Policies and enforcement around the company’s API have also been tightened up. The 142,000 applications that are no longer connected to the API were responsible for no less than 130 million “low-quality tweets.” It’s a sizeable volume on its own, but — given the Twitter model — it’s even more impactful since they spurred a number of interactions and retweets outside those spam accounts, perpetuated by individuals. As with TweetDeck, the API changes were part of the larger overhaul Twitter made around automation and multiple accounts.
It’s an interesting turn for the company: Given that the mass-action tweeting ability has been so hugely misused, it’s a wonder why Twitter ever allowed it in the first place. It may have been one of those badly conceived moments where Twitter thought it would help with traffic and activity on the site at a time when it needed to demonstrate growth, and perhaps just to bring more activity to the platform when it was smaller.
Beyond its own desire to be a force for good and not abuse, it’s also something that Twitter has been somewhat forced to address. Social media sites like Twitter and Facebook have proven to have a huge role in helping to disseminate information, but that spotlight has taken on a particularly pernicious hue in recent times. The rise of fake news and what role that might have played in the outcome of the EU referendum in the U.K. and the most recent presidential election in the U.S.; and extreme cases of harassment online, are two of the uglier examples of where social sites might have an obligation to play a stronger role beyond that of simply being a conduit for information. With governments now also looking into the issue, Twitter taking better control of this is an important step, and perhaps one it would rather control itself.

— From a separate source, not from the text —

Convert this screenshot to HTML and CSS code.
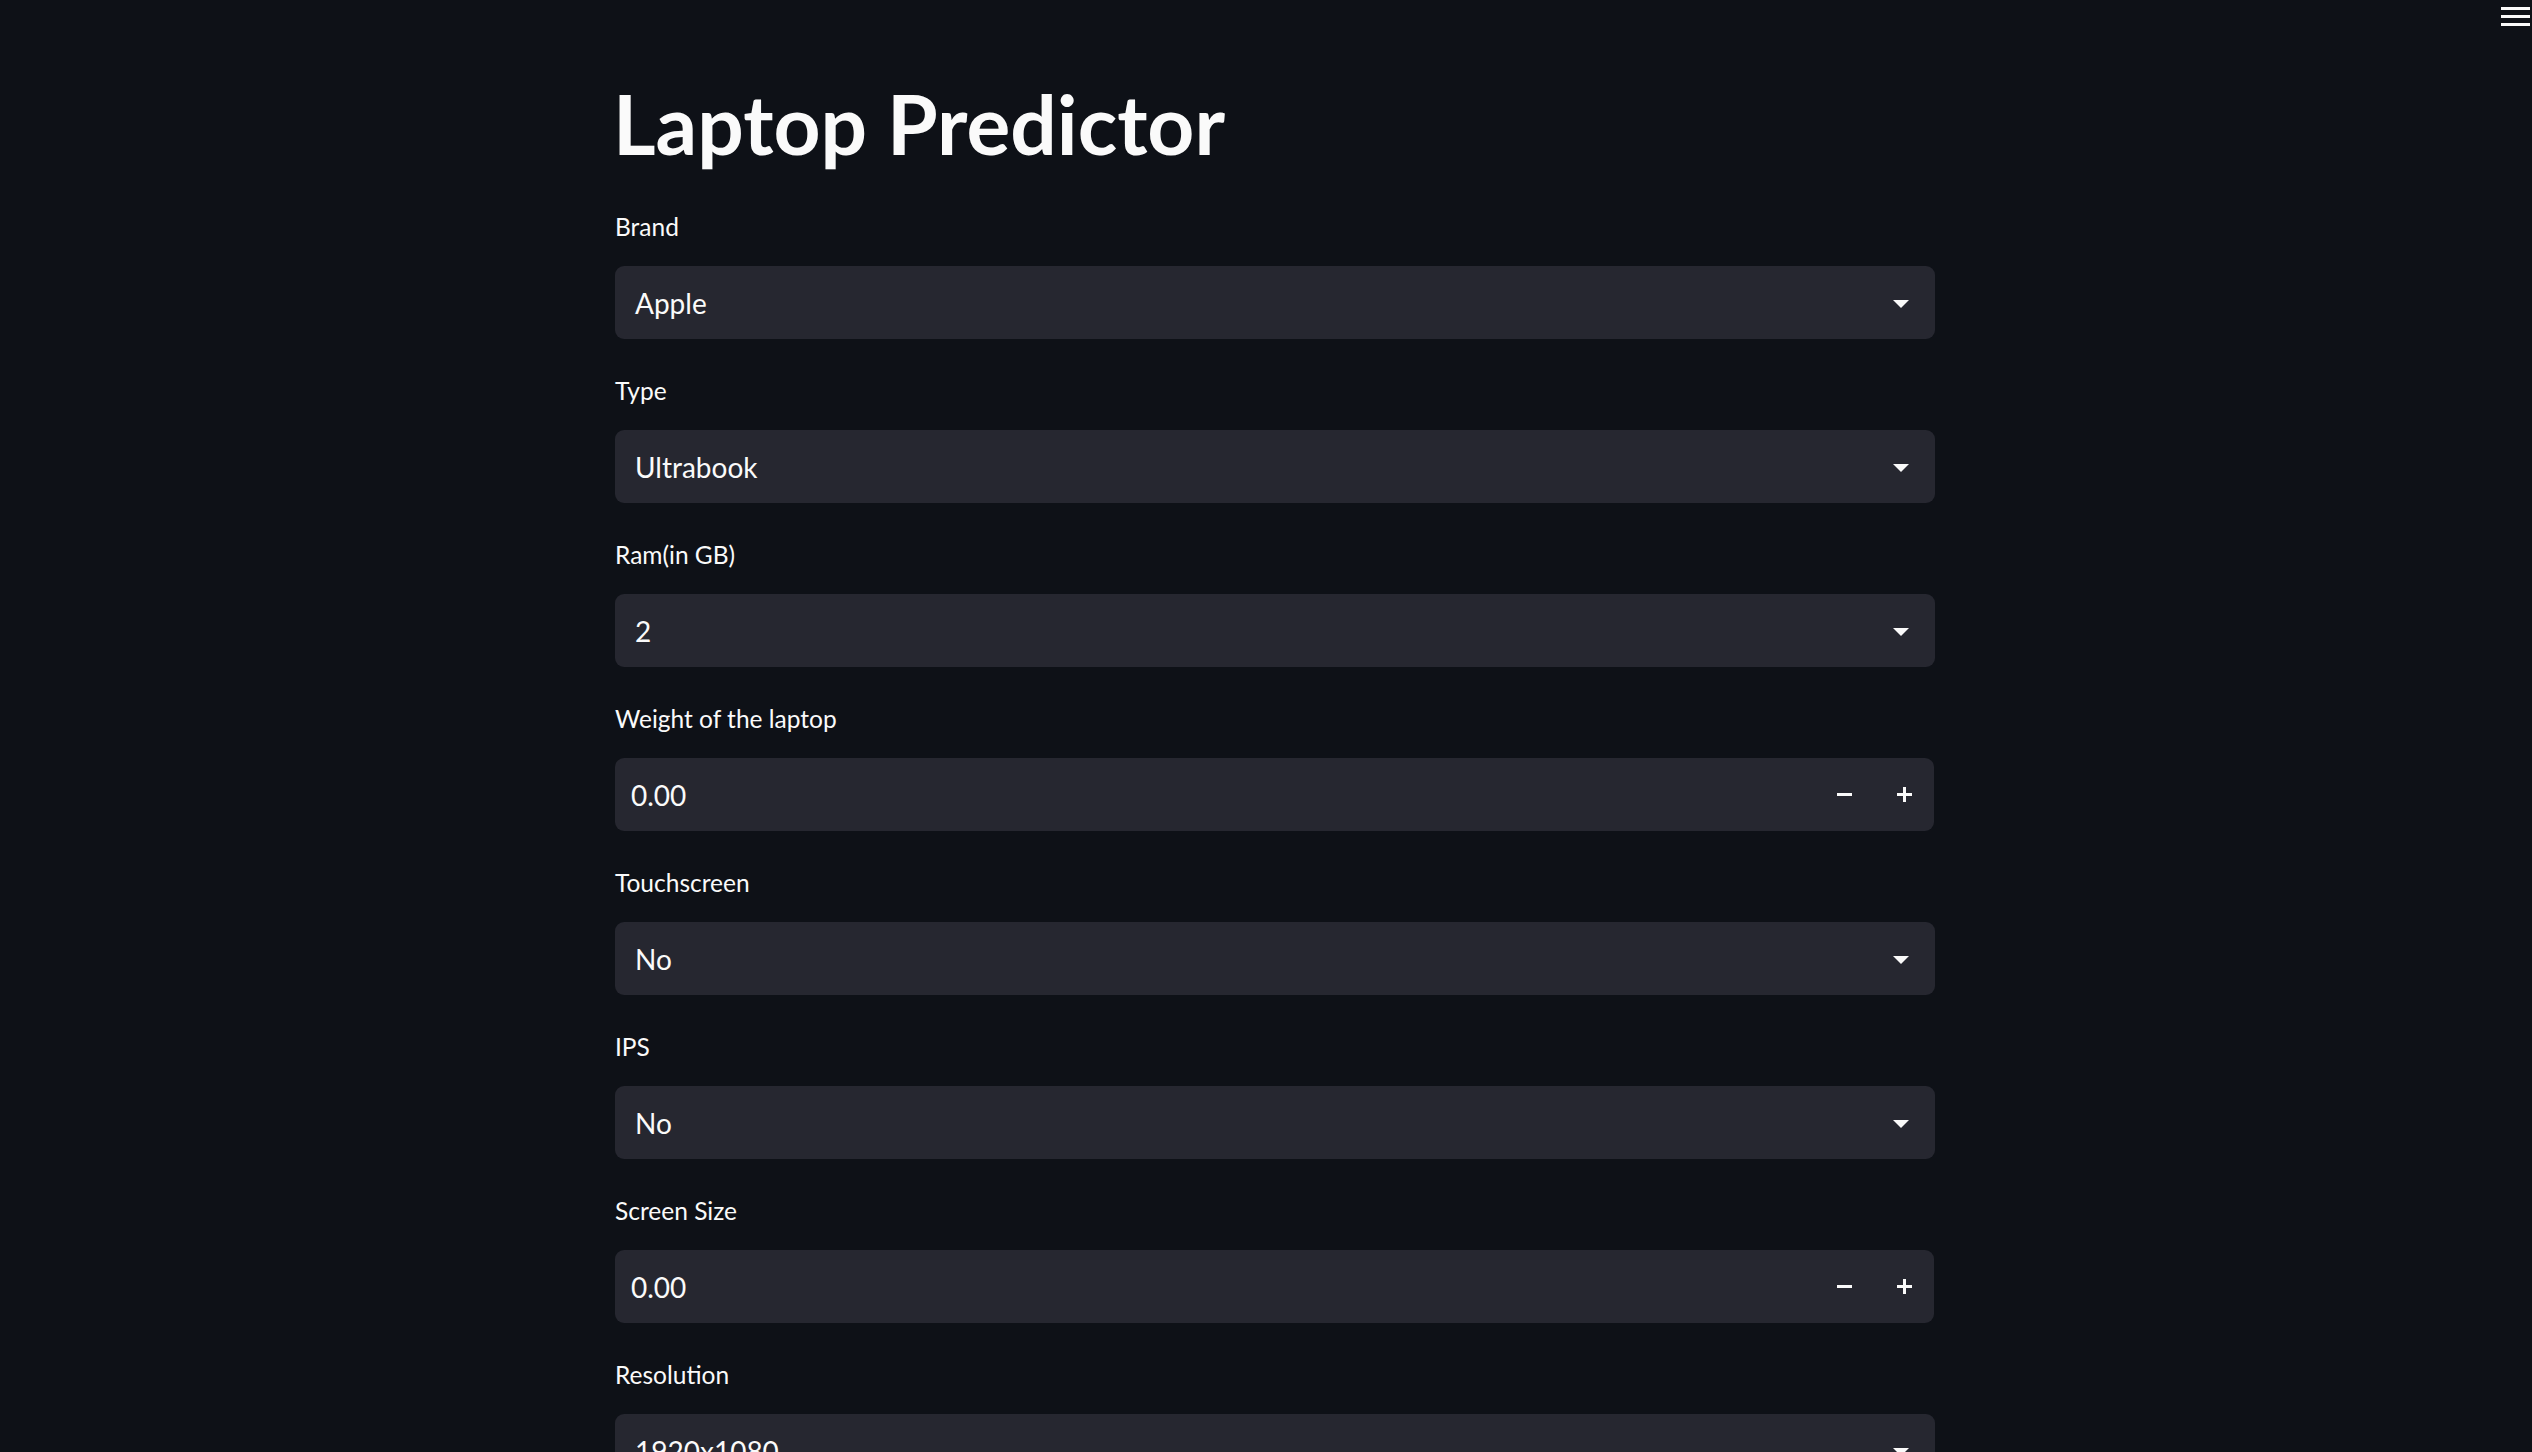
FILE: index.html
```html
<!DOCTYPE html>
<html lang="en">
<head>
<meta charset="utf-8">
<title>Laptop Predictor</title>
<link rel="stylesheet" href="styles.css">
</head>
<body>
<header class="app-header">
  <button class="menu-btn" aria-label="Menu">
    <span class="bar"></span><span class="bar"></span><span class="bar"></span>
  </button>
</header>
<main class="block">
  <h1 class="title">Laptop Predictor</h1>

  <div class="field">
    <label class="label">Brand</label>
    <div class="select"><span class="value">Apple</span><span class="caret"></span></div>
  </div>

  <div class="field">
    <label class="label">Type</label>
    <div class="select"><span class="value">Ultrabook</span><span class="caret"></span></div>
  </div>

  <div class="field">
    <label class="label">Ram(in GB)</label>
    <div class="select"><span class="value">2</span><span class="caret"></span></div>
  </div>

  <div class="field">
    <label class="label">Weight of the laptop</label>
    <div class="number">
      <span class="num-value">0.00</span>
      <button class="step" aria-label="Decrement"><span class="minus"></span></button>
      <button class="step" aria-label="Increment"><span class="plus"></span></button>
    </div>
  </div>

  <div class="field">
    <label class="label">Touchscreen</label>
    <div class="select"><span class="value">No</span><span class="caret"></span></div>
  </div>

  <div class="field">
    <label class="label">IPS</label>
    <div class="select"><span class="value">No</span><span class="caret"></span></div>
  </div>

  <div class="field">
    <label class="label">Screen Size</label>
    <div class="number">
      <span class="num-value">0.00</span>
      <button class="step" aria-label="Decrement"><span class="minus"></span></button>
      <button class="step" aria-label="Increment"><span class="plus"></span></button>
    </div>
  </div>

  <div class="field">
    <label class="label">Resolution</label>
    <div class="select"><span class="value">1920x1080</span><span class="caret"></span></div>
  </div>
</main>
</body>
</html>
```
FILE: styles.css
```css
html, body {
  margin: 0;
  padding: 0;
  height: 100%;
  overflow: hidden;
}
body {
  background: #0e1117;
  color: #fafafa;
  font-family: Lato, "Noto Sans", sans-serif;
}
.app-header {
  position: absolute;
  top: 0;
  right: 0;
}
.menu-btn {
  display: flex;
  flex-direction: column;
  gap: 5px;
  padding: 7px 2px 0 0;
  background: none;
  border: 0;
  cursor: pointer;
}
.menu-btn .bar {
  display: block;
  width: 29px;
  height: 3px;
  background: #fafafa;
}
.block {
  width: 1320px;
  margin-left: calc(50% - 651px);
  padding-top: 75px;
}
.title {
  margin: 0 0 40px -2px;
  font-size: 82px;
  line-height: 96px;
  font-weight: 700;
  letter-spacing: 0;
}
.field {
  margin-bottom: 36px;
}
.label {
  display: block;
  font-size: 24.5px;
  line-height: 32px;
  height: 32px;
  margin-bottom: 23px;
}
.select, .number {
  height: 73px;
  background: #262730;
  border-radius: 9px;
  display: flex;
  align-items: center;
  box-sizing: border-box;
}
.select {
  padding: 0 26px 0 20px;
}
.value, .num-value {
  flex: 1;
  font-size: 28px;
}
.num-value {
  padding-left: 16px;
}
.caret {
  width: 0;
  height: 0;
  border-left: 8px solid transparent;
  border-right: 8px solid transparent;
  border-top: 8px solid #fafafa;
  margin-top: 3px;
}
.number {
  width: 1319px;
}
.step {
  width: 60px;
  height: 100%;
  background: none;
  border: 0;
  padding: 0;
  display: flex;
  align-items: center;
  justify-content: center;
  cursor: pointer;
}
.minus, .plus {
  position: relative;
  display: block;
  width: 15px;
  height: 15px;
}
.minus::before, .plus::before, .plus::after {
  content: "";
  position: absolute;
  background: #fafafa;
}
.minus::before, .plus::before {
  left: 0;
  top: 6px;
  width: 15px;
  height: 3px;
}
.plus::after {
  left: 6px;
  top: 0;
  width: 3px;
  height: 15px;
}
```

In any case, this appears to be just the start of how Twitter hopes to raise the tone, and generally make its platform a safer and nicer place to be. “Our systems continue to identify and challenge millions of suspicious accounts globally per week as a result of our sustained investments in improving information quality on Twitter,” the company notes.
There are also some interesting plans in the pipeline. The company has been on a “health” kick of late, and has been looking to crowdsource suggestions for how to improve trust and safety, and reduce abuse and spam, on the platform. An RFP that it issued to stakeholders — and anyone interested in helping — has so far yielded 230 responses from “global institutions,” the company said. “We expect to have meaningful updates in the second quarter, and we’re committed to continuing to share our progress along the way.”
We are listening to the earnings webcast and will update with more related to this as we hear it.